É hora de estar mais disponível para ajudar os enlutados nesse período em particular. Ricardo lembra que as redes sociais e os telefonemas podem ser instrumentos possíveis, ainda que não ideais, de manter a presença, a vigilância, a escuta ativa e atenciosa, o cuidado, o acolhimento, o fortalecimento de laços e o apoio emocional.

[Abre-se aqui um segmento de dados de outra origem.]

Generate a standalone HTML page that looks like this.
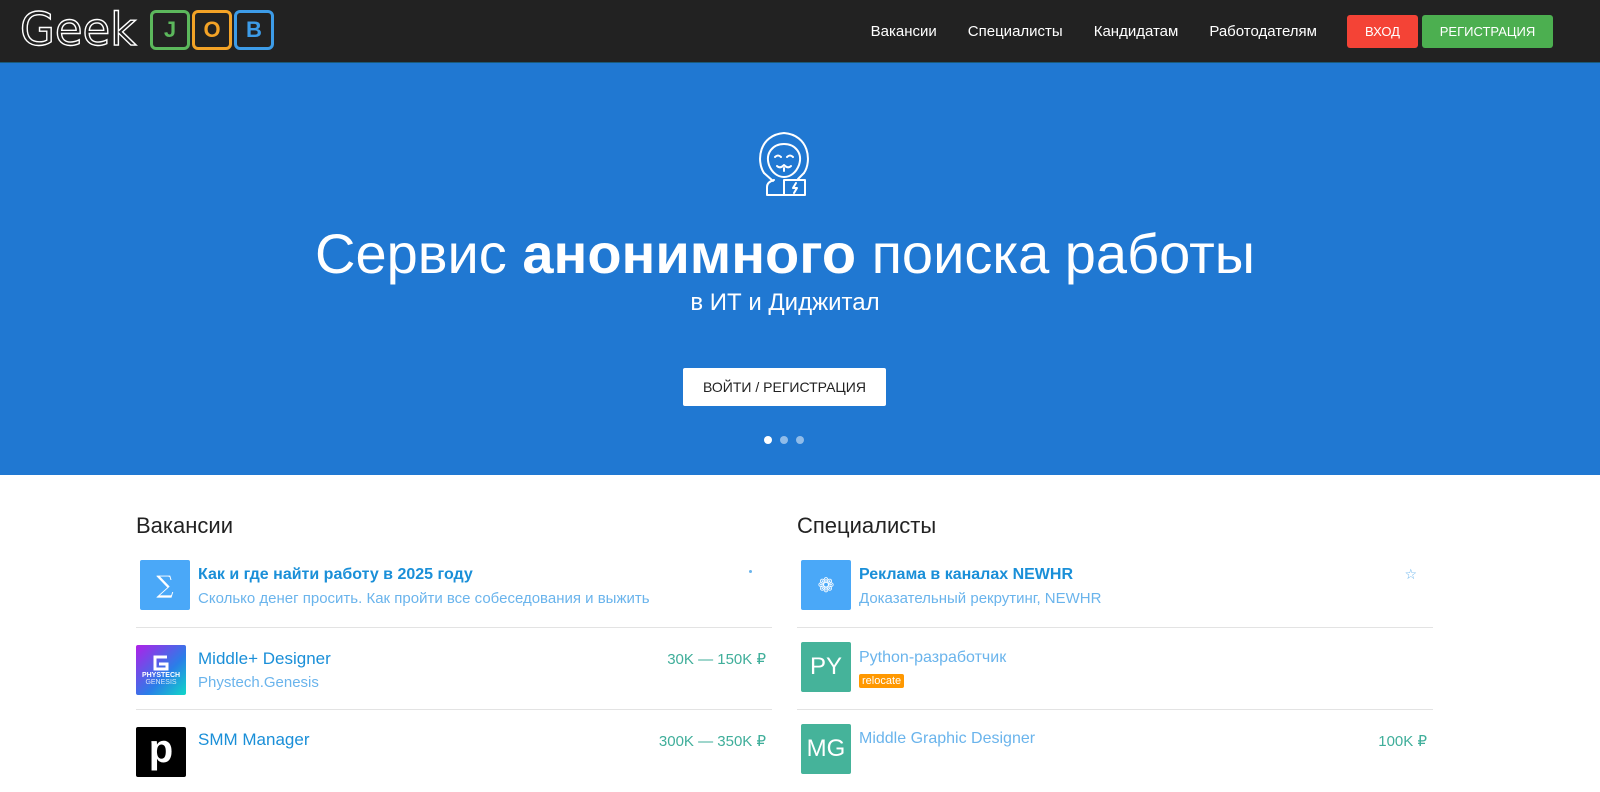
<!DOCTYPE html>
<html><head><meta charset="utf-8"><style>
*{box-sizing:border-box;margin:0;padding:0}
body{width:1600px;height:763px;overflow:hidden;font-family:"Liberation Sans","DejaVu Sans",sans-serif;background:#fff}
.top{height:63px;background:#222;position:relative;border-bottom:1px solid #1a5a7a}
.logo{position:absolute;left:20px;top:10px;display:flex;align-items:center}
.logo .g{font-family:"DejaVu Sans",sans-serif;color:#222;font-size:45px;-webkit-text-stroke:1.4px #fff;line-height:40px;width:130px}
.box{width:40px;height:40px;border:3px solid;border-radius:6px;margin-right:2px;display:flex;align-items:center;justify-content:center;font-size:22px;font-weight:bold}
nav{position:absolute;right:0;top:0;height:63px;display:flex;align-items:center}
nav a{color:#fff;font-size:15px;margin-right:31px;text-decoration:none}
.btn{height:33px;display:flex;align-items:center;justify-content:center;color:#fff;font-size:13px;border-radius:3px}
.hero{position:absolute;top:63px;left:0;width:1600px;height:412px;background:#2078d2}
.h1{position:absolute;top:158px;width:1570px;text-align:center;color:#fff;font-size:56px;font-weight:300}
.h2{position:absolute;top:226px;width:1570px;text-align:center;color:#fff;font-size:24px}
.cta{position:absolute;left:683px;top:305px;width:203px;height:38px;background:#fff;border-radius:2px;color:#222;font-size:14px;display:flex;align-items:center;justify-content:center}
.dots{position:absolute;top:373px;left:764px;display:flex;gap:8px}
.dots i{width:8px;height:8px;border-radius:50%;background:rgba(255,255,255,.5)}
.col{position:absolute;top:475px}
.ttl{font-size:22px;color:#222;position:absolute;top:38px}
.item{position:absolute;height:82px;border-bottom:1px solid #e3e3e3}
.av{position:absolute;width:50px;height:50px;border-radius:2px;display:flex;align-items:center;justify-content:center;color:#fff;font-size:24px}
.t{position:absolute;left:62px;font-size:16px;color:#1a8fd8;white-space:nowrap}
.s{position:absolute;left:62px;font-size:15px;color:#6ab4ec;white-space:nowrap}
.p{position:absolute;right:6px;font-size:15px;color:#3fae9a}
</style></head><body>
<div class="top">
 <div class="logo"><span class="g">Geek</span>
  <div class="box" style="border-color:#5cb85c;color:#5cb85c">J</div>
  <div class="box" style="border-color:#f4a326;color:#f4a326">O</div>
  <div class="box" style="border-color:#3d9ce8;color:#3d9ce8">B</div></div>
 <nav><a>Вакансии</a><a>Специалисты</a><a>Кандидатам</a><a style="margin-right:30px">Работодателям</a>
  <div class="btn" style="width:71px;background:#f44336;margin-right:4px">ВХОД</div>
  <div class="btn" style="width:131px;background:#4caf50;margin-right:47px">РЕГИСТРАЦИЯ</div></nav>
</div>
<div class="hero">
 <svg style="position:absolute;left:754px;top:66px" width="60" height="70" viewBox="0 0 60 70" fill="none" stroke="#fff" stroke-width="2" stroke-linecap="round" stroke-linejoin="round">
  <path d="M10 44 C2 32 5 6 30 4 C55 6 58 32 50 44"/>
  <path d="M15 36 C11 24 19 15 30 15 C41 15 49 24 45 36 C42 44 36 48 30 48 C24 48 18 44 15 36Z"/>
  <path d="M21 28 q3-3 6 0 M33 28 q3-3 6 0 M23 37 q3 3 7 -1 q4 4 7 1 M30 39 v3"/>
  <path d="M10 44 l9 8 M50 44 l-6 6 M13 66 v-8 q0-5 7-7 M13 66 h38 v-15 h-21 v15 M42 54 l-3 5 h4 l-3 5"/>
 </svg>
 <div class="h1">Сервис <b style="font-weight:bold">анонимного</b> поиска работы</div>
 <div class="h2">в ИТ и Диджитал</div>
 <div class="cta">ВОЙТИ / РЕГИСТРАЦИЯ</div>
 <div class="dots"><i style="background:#fff"></i><i></i><i></i></div>
</div>
<div class="col" style="left:136px;width:636px">
 <div class="ttl">Вакансии</div>
 <div class="item" style="top:71px;width:636px">
  <div class="av" style="left:4px;top:14px;background:#4aa8f8;font-family:'DejaVu Serif',serif;font-weight:200">∑</div>
  <div class="t" style="top:20px;font-weight:bold">Как и где найти работу в 2025 году</div>
  <div class="s" style="top:44px">Сколько денег просить. Как пройти все собеседования и выжить</div>
  <div style="position:absolute;right:20px;top:24px;width:3px;height:3px;background:#6ab4ec;border-radius:50%"></div>
 </div>
 <div class="item" style="top:153px;width:636px">
  <div class="av" style="left:0;top:17px;background:linear-gradient(135deg,#b020e8,#2a7ee8 60%,#10d8c8);font-size:7px;flex-direction:column;font-weight:bold">
   <svg width="18" height="18" viewBox="0 0 18 18" fill="none" stroke="#fff" stroke-width="3"><path d="M15 3H3v12h12v-5H7"/></svg>PHYSTECH<span style="font-weight:normal;opacity:.8">GENESIS</span></div>
  <div class="t" style="top:21px;font-size:17px">Middle+ Designer</div>
  <div class="s" style="top:46px">Phystech.Genesis</div>
  <div class="p" style="top:22px">30K — 150K ₽</div>
 </div>
 <div class="item" style="top:235px;width:636px;border:0">
  <div class="av" style="left:0;top:17px;background:#000;font-size:40px;font-weight:bold;align-items:flex-start">p</div>
  <div class="t" style="top:20px;font-size:17px">SMM Manager</div>
  <div class="p" style="top:22px">300K — 350K ₽</div>
 </div>
</div>
<div class="col" style="left:797px;width:636px">
 <div class="ttl">Специалисты</div>
 <div class="item" style="top:71px;width:636px">
  <div class="av" style="left:4px;top:14px;background:#4aa8f8;font-size:20px">❁</div>
  <div class="t" style="top:20px;font-weight:bold">Реклама в каналах NEWHR</div>
  <div class="s" style="top:44px">Доказательный рекрутинг, NEWHR</div>
  <div style="position:absolute;right:16px;top:20px;color:#6ab4ec;font-size:14px">☆</div>
 </div>
 <div class="item" style="top:153px;width:636px">
  <div class="av" style="left:4px;top:14px;background:#45b39a">PY</div>
  <div class="s" style="top:21px;font-size:16px">Python-разработчик</div>
  <div style="position:absolute;left:62px;top:46px;background:#ff9800;color:#fff;font-size:11px;padding:1px 3px;border-radius:2px">relocate</div>
 </div>
 <div class="item" style="top:235px;width:636px;border:0">
  <div class="av" style="left:4px;top:14px;background:#45b39a">MG</div>
  <div class="s" style="top:20px;font-size:16px">Middle Graphic Designer</div>
  <div class="p" style="top:22px">100K ₽</div>
 </div>
</div>
</body></html>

O ritual do luto, no fim das contas, ajuda a deixar o outro ir e autoriza a si próprio ficar e a existir sem a presença física dele. Como lembra Ricardo, aceitar a morte é reconhecer que esse será um processo inevitável. “Isso não significa que as mortes, em tempos de pandemia, sejam lidas como qualquer processo natural de finitude da vida. Para isso, é importante que possamos colaborar. Em uma comunidade coletiva, é importante que suportemos o relato de dor que vem do outro em busca de elaboração. Assim, construiremos condições coletivas para que a dor e o sofrimento, consequentes da morte/perda, sejam condição humana a ser superada. E não algo a ser negado”, conta.
Palavra de especialista
Maria Clara Jost, doutora em psicologia, da Tip Clínica
Fechar um ciclo
“Neste momento da história, estamos testemunhando e experienciando um luto coletivo. Um luto decorrente de uma guerra em que o inimigo é invisível, não localizável, não identificado. Um luto que não escolhe pessoa nem lugar. O medo toma conta de tudo e de todos e, agora, também nos tira a possibilidade de despedir, de estar ao lado, de se conformar, de fechar um ciclo, de se reorganizar, de ter coragem de seguir em frente. Todavia, tudo é novo neste tempo que estamos vivendo. Precisamos descobrir novos meios, novos caminhos, novas estratégias de enfrentamento. Viveremos o luto, de qualquer modo, porque ele é uma necessidade humana, porém, teremos que vivê-lo de outra maneira. Talvez mais para dentro do que para fora. Talvez com menos gente, menos celebrações, menos ritos. De fato, o rito é um momento instituído culturalmente, aquele tempo do encontro comunitário quando quem padece pode se sentir acolhido na sua dor. Entretanto, não dependemos do rito de despedida para apoiar e se deixar apoiar, para calar e acolher o que cala, para ouvir o nosso choro e o choro daquele que sofre. O que nos dá força para continuar, apesar de tudo, e talvez como nunca antes, é a certeza de que estamos juntos no mesmo barco, no meio da mesma tempestade, portanto, que podemos, cada um e coletivamente, reinventar e reconstruir o caminho que se abre depois de vencido o combate.”